Eho Hamara Jeevna
- Author: Dalip Kaur Tiwana
- Original title: ਏਹੁ ਹਮਾਰਾ ਜੀਵਣਾ
- Language: Punjabi
- Genre: Novel
- Published: 1969

= Eho Hamara Jeevna =

1969 novel by Dalip Kaur Tiwana

Eho Hamara Jeevna (Punjabi: ਏਹੁ ਹਮਾਰਾ ਜੀਵਣਾ; English Translation: This our life or And Such is Her Fate) is a Punjabi novel written by Dalip Kaur Tiwana. The novel portrays the life of a disadvantaged Punjabi woman named Bhano, whose family sells her off to an abusive husband and then shuns her.

== Plot ==
Bhano, a woman belonging to a poor farmer family in rural Punjab, is the female protagonist of the novel. In her village, women are often treated as a commodity and are sold for little money. Bhano's father was ready to sell his daughter, and so he arranged a marriage between her and Sarban, a resident of Moranwalli village. After her marriage, she faces harassment and torture, with Sarban's friends and brothers also sexually abusing and harassing her. Following Sarban's death, which was caused by a fight with his brothers, Bhano's life becomes more miserable, with her father trying to sell her again, this time to one of Sarban's brothers.
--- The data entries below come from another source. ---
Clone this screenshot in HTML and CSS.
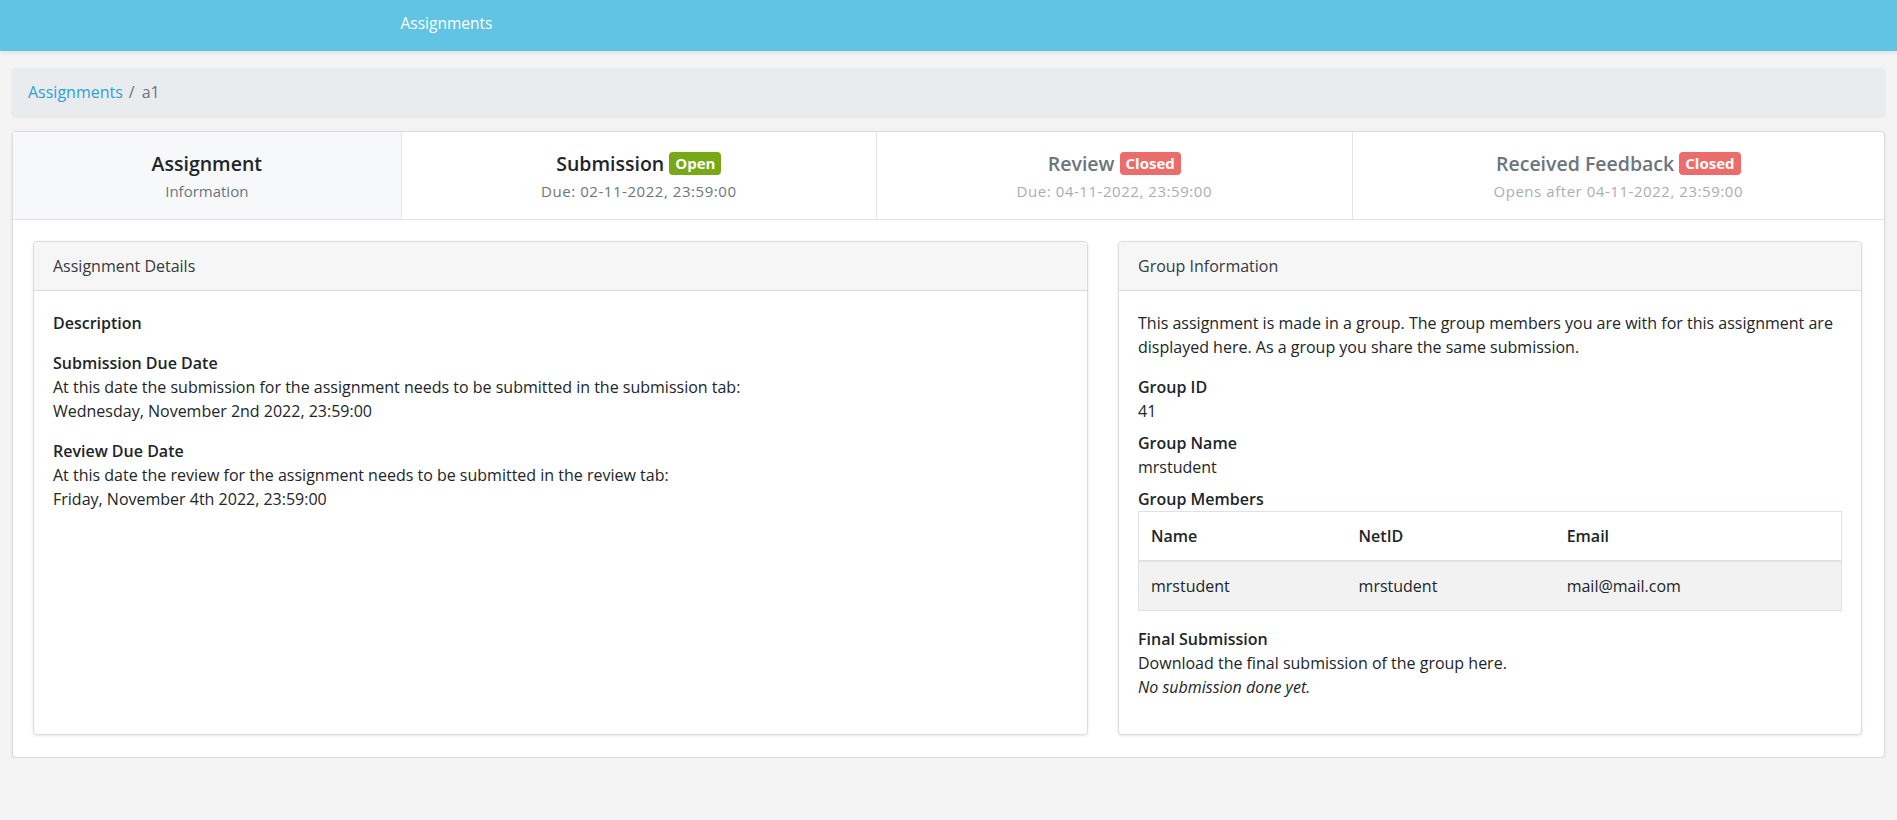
FILE: index.html
```html
<!DOCTYPE html>
<html lang="en">
<head>
<meta charset="utf-8">
<title>Assignments</title>
<link rel="stylesheet" href="styles.css">
</head>
<body>
<header class="topbar">
  <div class="topbar-inner"><a class="topbar-link">Assignments</a></div>
</header>
<main class="page">
  <nav class="crumbs">
    <a class="crumb-link">Assignments</a><span class="crumb-sep">/</span><span class="crumb-current">a1</span>
  </nav>
  <section class="panel">
    <div class="tabs">
      <div class="tab tab-active">
        <div class="tab-title">Assignment</div>
        <div class="tab-sub">Information</div>
      </div>
      <div class="tab">
        <div class="tab-title">Submission <span class="badge badge-open">Open</span></div>
        <div class="tab-sub tab-date">Due: 02-11-2022, 23:59:00</div>
      </div>
      <div class="tab tab-disabled">
        <div class="tab-title">Review <span class="badge badge-closed">Closed</span></div>
        <div class="tab-sub tab-date">Due: 04-11-2022, 23:59:00</div>
      </div>
      <div class="tab tab-disabled">
        <div class="tab-title">Received Feedback <span class="badge badge-closed">Closed</span></div>
        <div class="tab-sub tab-date">Opens after 04-11-2022, 23:59:00</div>
      </div>
    </div>
    <div class="panel-body">
      <div class="card">
        <div class="card-header">Assignment Details</div>
        <div class="card-body">
          <div class="block"><div class="label">Description</div></div>
          <div class="block">
            <div class="label">Submission Due Date</div>
            <div>At this date the submission for the assignment needs to be submitted in the submission tab:</div>
            <div>Wednesday, November 2nd 2022, 23:59:00</div>
          </div>
          <div class="block">
            <div class="label">Review Due Date</div>
            <div>At this date the review for the assignment needs to be submitted in the review tab:</div>
            <div>Friday, November 4th 2022, 23:59:00</div>
          </div>
        </div>
      </div>
      <div class="card">
        <div class="card-header">Group Information</div>
        <div class="card-body">
          <p class="intro">This assignment is made in a group. The group members you are with for this assignment are displayed here. As a group you share the same submission.</p>
          <dl class="facts">
            <dt>Group ID</dt>
            <dd>41</dd>
            <dt>Group Name</dt>
            <dd>mrstudent</dd>
            <dt>Group Members</dt>
          </dl>
          <table class="members">
            <thead>
              <tr><th class="col-name">Name</th><th class="col-net">NetID</th><th>Email</th></tr>
            </thead>
            <tbody>
              <tr><td>mrstudent</td><td>mrstudent</td><td>mail@mail.com</td></tr>
            </tbody>
          </table>
          <div class="label">Final Submission</div>
          <div>Download the final submission of the group here.</div>
          <p class="note">No submission done yet.</p>
        </div>
      </div>
    </div>
  </section>
</main>
</body>
</html>
```
FILE: styles.css
```css
* { box-sizing: border-box; }
html, body { margin: 0; }
body {
  background: #f4f4f4;
  font-family: "Open Sans", "Noto Sans", sans-serif;
  font-size: 16px;
  line-height: 24px;
  color: #212529;
}
.topbar {
  height: 51px;
  background: #62c4e3;
  box-shadow: 0 2px 4px rgba(0,0,0,0.08);
}
.topbar-inner {
  max-width: 1140px;
  margin: 0 auto;
  padding: 11px 22px 0;
}
.topbar-link {
  color: #fff;
  font-size: 15.5px;
}
.page {
  padding: 17px 12px 0 12px;
}
.crumbs {
  background: #e9ecef;
  border-radius: 4px;
  padding: 12px 16px;
  margin-bottom: 15px;
  box-shadow: 0 1px 3px rgba(0,0,0,0.08);
}
.crumb-link { color: #2f9fd6; }
.crumb-sep { color: #6c757d; padding: 0 7px 0 6px; }
.crumb-current { color: #6c757d; }
.panel {
  background: #fff;
  border: 1px solid #dcdcdc;
  border-radius: 4px;
  box-shadow: 0 1px 3px rgba(0,0,0,0.1);
}
.tabs {
  display: grid;
  grid-template-columns: 388fr 476fr 476fr 533fr;
  border-bottom: 1px solid #e2e5e8;
}
.tab {
  height: 87px;
  padding-top: 17px;
  text-align: center;
  border-left: 1px solid #e6e6e6;
}
.tab:first-child { border-left: 0; }
.tab-active { background: #f7f8fa; }
.tab-title {
  font-size: 19.5px;
  line-height: 30px;
  font-weight: 600;
  color: #212529;
}
.tab-sub {
  color: #6c757d;
  font-size: 15px;
  line-height: 24px;
}
.tab-date { letter-spacing: 0.55px; }
.tab-disabled .tab-title { color: #6c757d; }
.tab-disabled .tab-sub { color: #a9aeb3; }
.badge {
  display: inline-block;
  font-size: 15px;
  font-weight: 700;
  line-height: 1;
  padding: 4px 6px;
  border-radius: 4px;
  color: #fff;
  vertical-align: 2px;
  letter-spacing: 0;
}
.badge-open { background: #77a816; }
.badge-closed { background: #ec6b6b; }
.panel-body {
  display: grid;
  grid-template-columns: 1055fr 744fr;
  column-gap: 30px;
  padding: 21px 22px 22px 20px;
}
.card {
  border: 1px solid #dcdcdc;
  border-radius: 4px;
  background: #fff;
  box-shadow: 0 1px 3px rgba(0,0,0,0.1);
}
.card-header {
  background: #f6f6f6;
  border-bottom: 1px solid #dcdcdc;
  padding: 12px 19px;
  color: #343a40;
  border-radius: 4px 4px 0 0;
}
.card-body {
  padding: 20px 19px;
}
.block { margin-bottom: 16px; }
.label { font-weight: 600; }
.intro { margin: 0 0 16px; }
.facts { margin: 0; }
.facts dt { font-weight: 600; }
.facts dd { margin: 0 0 8px; }
.members {
  width: 100%;
  border-collapse: collapse;
  border: 1px solid #dee2e6;
  margin: 0 0 16px;
}
.members th, .members td {
  text-align: left;
  padding: 12px;
}
.members th { font-weight: 600; border-bottom: 2px solid #dee2e6; }
.members .col-name, .members .col-net { width: 29.6%; }
.members tbody tr { background: #f2f2f2; }
.note { font-style: italic; margin: 0 0 15px; }
```
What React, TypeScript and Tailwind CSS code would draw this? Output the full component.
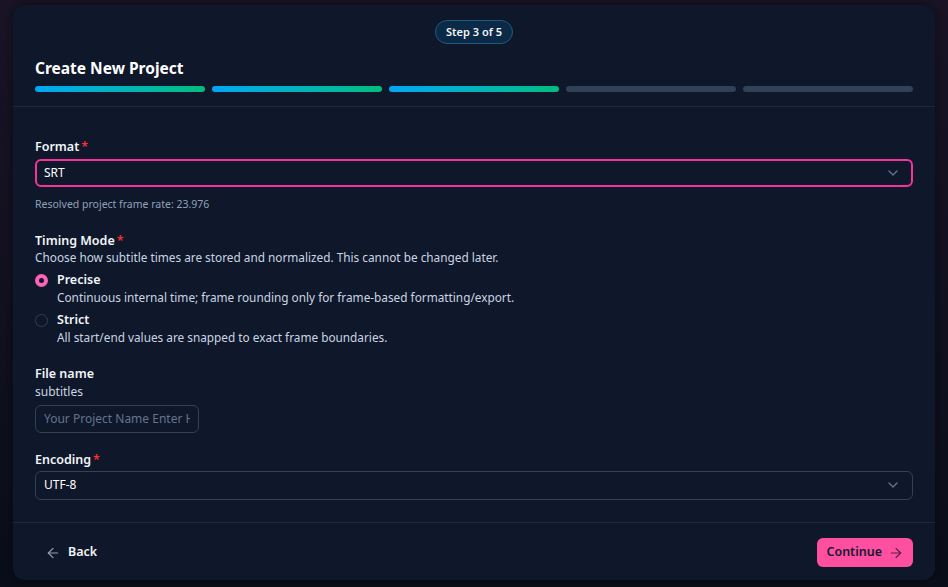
import { ArrowLeft, ArrowRight, ChevronDown } from "lucide-react"

const steps = [true, true, true, false, false]

function Label({ text, required }: { text: string; required?: boolean }) {
  return (
    <div className="text-[12.5px] font-semibold text-slate-100 leading-[17px]">
      {text}
      {required && <span className="ml-0.5 text-red-500">*</span>}
    </div>
  )
}

function Select({ value, active }: { value: string; active?: boolean }) {
  return (
    <div
      className={
        active
          ? "mt-[4px] flex h-[28px] items-center justify-between rounded-md border-2 border-pink-500 bg-[#0f172a] pl-[7px] pr-[10px]"
          : "mt-[3px] flex h-[29px] items-center justify-between rounded-md border border-slate-700 bg-[#0f172a] pl-[8px] pr-[11px]"
      }
    >
      <span className="text-[12px] text-white">{value}</span>
      <ChevronDown className="h-4 w-4 text-slate-500" strokeWidth={2} />
    </div>
  )
}

function Radio({ checked, title, desc }: { checked?: boolean; title: string; desc: string }) {
  return (
    <div className="flex gap-[9px]">
      <div
        className={
          checked
            ? "mt-[3px] h-[13px] w-[13px] shrink-0 rounded-full border-[4px] border-pink-400 bg-[#0f172a]"
            : "mt-[3px] h-[13px] w-[13px] shrink-0 rounded-full border border-slate-700 bg-[#0f172a]"
        }
      />
      <div>
        <div className="text-[12.5px] font-semibold leading-[18px] text-slate-100">{title}</div>
        <div className="text-[11.8px] leading-[17px] text-slate-300">{desc}</div>
      </div>
    </div>
  )
}

export default function App() {
  return (
    <div
      className="h-[587px] w-[948px] overflow-hidden bg-gradient-to-b from-[#1a1426] to-[#0a0e1a] px-[13px] pt-[5px]"
      style={{ fontFamily: '"Noto Sans", "Open Sans", sans-serif' }}
    >
      <div className="flex h-[575px] flex-col rounded-xl bg-[#0f172a] shadow-[0_0_12px_rgba(0,0,0,0.5)]">
        <div className="border-b border-slate-800 px-[22px] pb-[14px] pt-[15px]">
          <div className="flex justify-center">
            <span className="rounded-full border border-[#1d5a82] bg-[#0c2a45] px-[10px] py-[3px] text-[11px] font-semibold leading-[16px] text-slate-100">
              Step 3 of 5
            </span>
          </div>
          <h1 className="mt-[13px] text-[15.5px] font-bold leading-[22px] text-white">Create New Project</h1>
          <div className="mt-[7px] flex gap-[7px]">
            {steps.map((done, i) => (
              <div
                key={i}
                className={
                  done
                    ? "h-[6px] flex-1 rounded-full bg-gradient-to-r from-sky-500 to-emerald-500"
                    : "h-[6px] flex-1 rounded-full bg-slate-700"
                }
              />
            ))}
          </div>
        </div>

        <div className="flex-1 px-[22px] pt-[31px]">
          <Label text="Format" required />
          <Select value="SRT" active />
          <div className="mt-[10px] text-[10.5px] text-slate-400">Resolved project frame rate: 23.976</div>

          <div className="mt-[19px]">
            <Label text="Timing Mode" required />
            <div className="text-[11.8px] leading-[17px] text-slate-300">
              Choose how subtitle times are stored and normalized. This cannot be changed later.
            </div>
            <div className="mt-[5px] flex flex-col gap-[5px]">
              <Radio
                checked
                title="Precise"
                desc="Continuous internal time; frame rounding only for frame-based formatting/export."
              />
              <Radio title="Strict" desc="All start/end values are snapped to exact frame boundaries." />
            </div>
          </div>

          <div className="mt-[19px]">
            <Label text="File name" />
            <div className="mt-[1px] text-[12px] leading-[18px] text-slate-300">subtitles</div>
            <input
              className="mt-[4px] h-[28px] w-[164px] rounded-md border border-slate-700 bg-[#0f172a] px-[8px] text-[12px] text-white outline-none placeholder:text-slate-500"
              placeholder="Your Project Name Enter Here"
            />
          </div>

          <div className="mt-[18px]">
            <Label text="Encoding" required />
            <Select value="UTF-8" />
          </div>
        </div>

        <div className="flex h-[58px] items-center justify-between border-t border-slate-800 px-[22px] pt-[2px]">
          <button className="flex items-center gap-[7px] px-[10px] py-[6px] text-[12.5px] font-semibold text-slate-100">
            <ArrowLeft className="h-4 w-4 text-slate-400" strokeWidth={1.75} />
            Back
          </button>
          <button className="flex h-[29px] items-center gap-[6px] rounded-md bg-[#ff4fa0] px-[9px] text-[12.5px] font-semibold text-[#131a33]">
            Continue
            <ArrowRight className="h-4 w-4 text-[#5a1f45]" strokeWidth={1.75} />
          </button>
        </div>
      </div>
    </div>
  )
}
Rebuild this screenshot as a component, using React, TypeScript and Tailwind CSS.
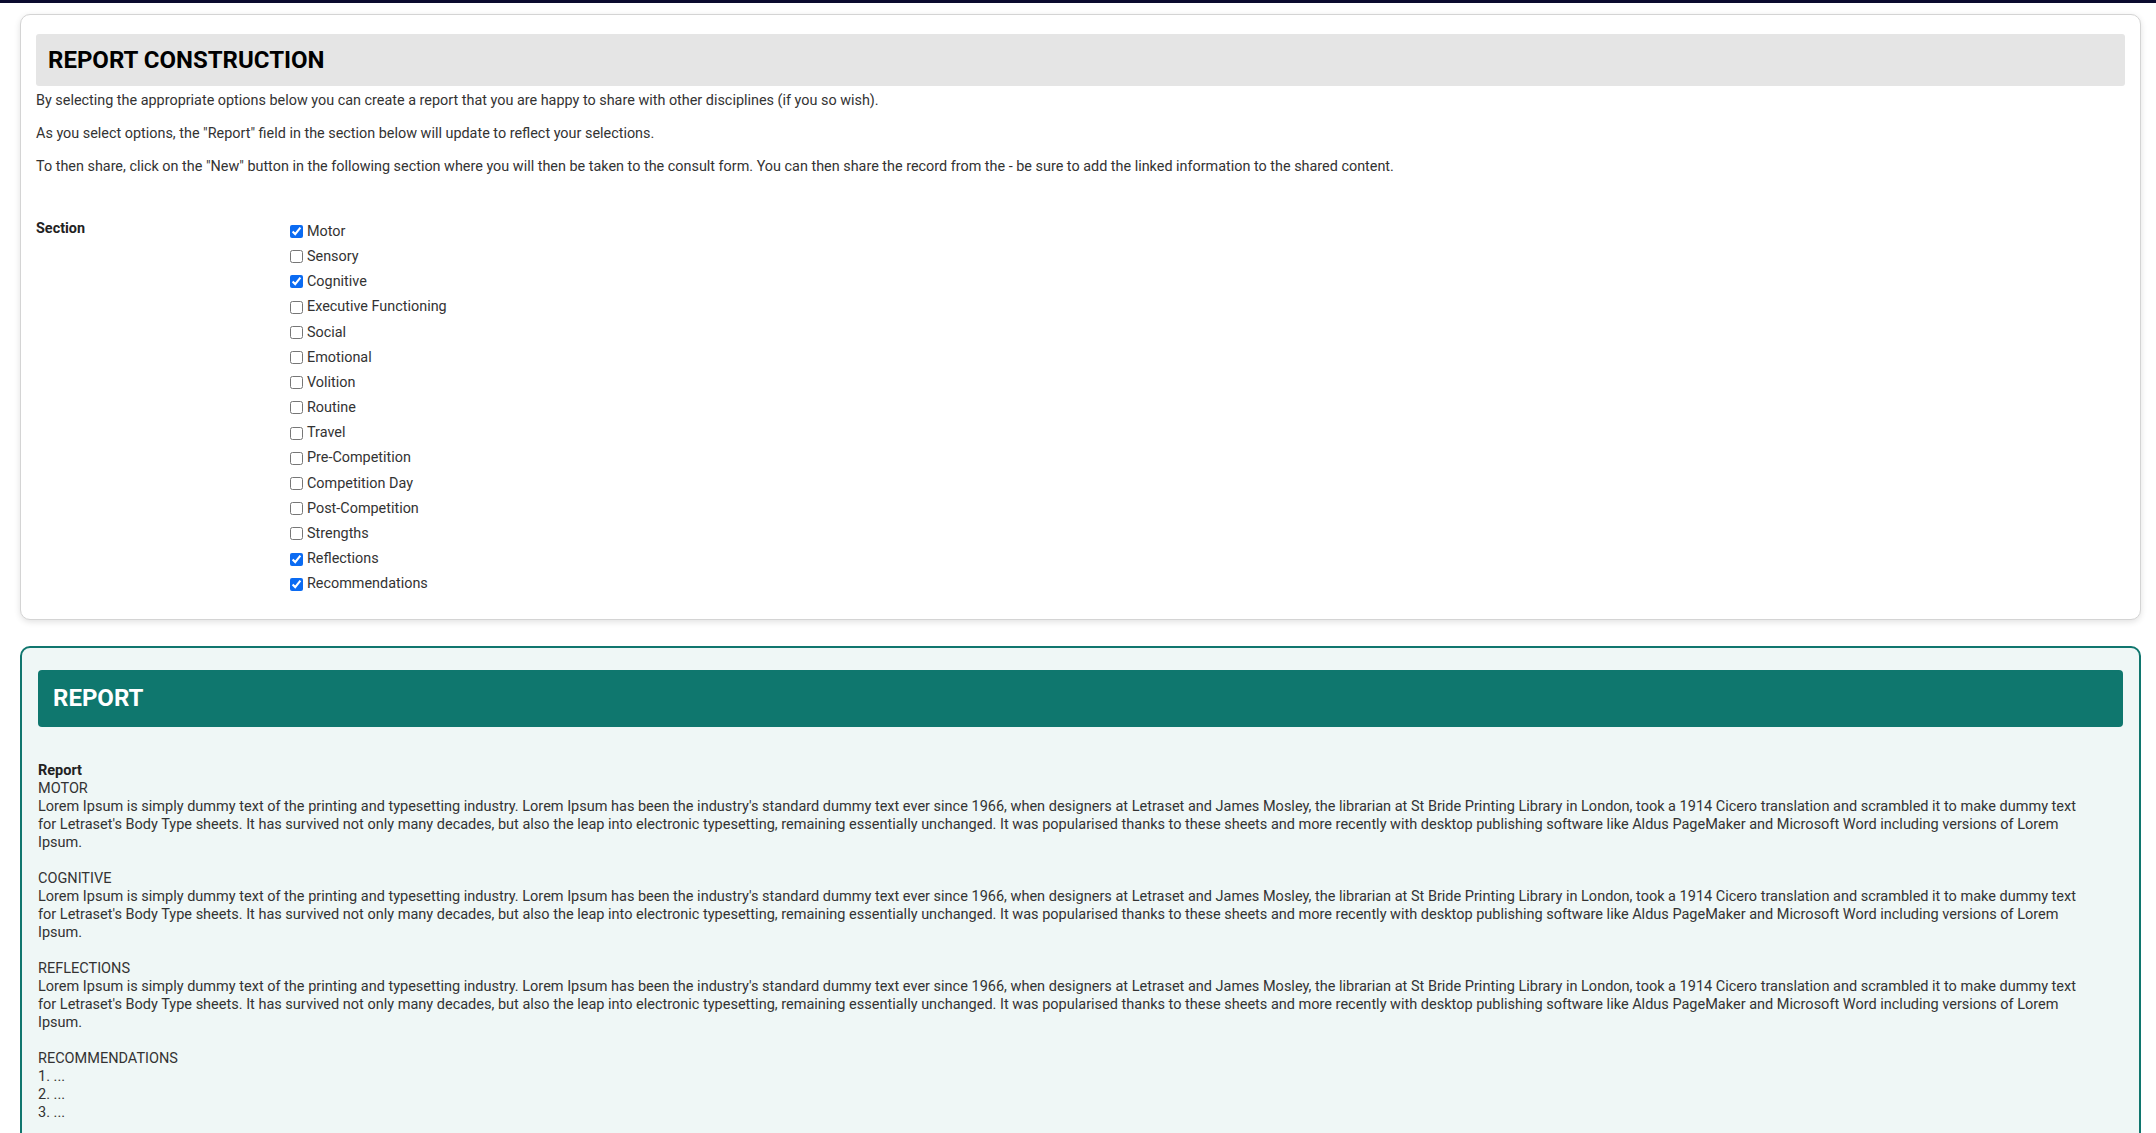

Bhano attempts to commit suicide in order to escape, but a man named Narain saves her life and later takes her as his wife without denying her any rights.

== Theme ==
Tiwana attempted to portray the ordinary life of a downtrodden Indian and Punjabi woman in this novel. "She has no kith or kin. Once the bargain is struck, her relationship with her parents also gets detached. She lives on an island of social outcast even in a small village. She belongs to none. But socially and individually, she does not exist, she only 'floats'.", said reviewer Harjeet Singh Gill, commenting on Bhano's character.

== Publication ==
The novel was first published in 1968 and was Dalip Kaur Tiwana's second novel. The novel was translated into English as And Such is Her Fate. Tiwana received Sahitya Akademi Award for the novel in 1971.

== Film adaptation ==
The novel was adapted into a television series that aired from 1996 to 1997 on DD Punjabi. It was also adapted into a film by Om Puri in 2011. Prior to the novel's adaptation as a film, Puri had talked about making a film on the novel, with her saying "Eho Hamara Jeevna looks at the condition of women in Punjab and though the novel was written almost four decades ago, the story still rings truth".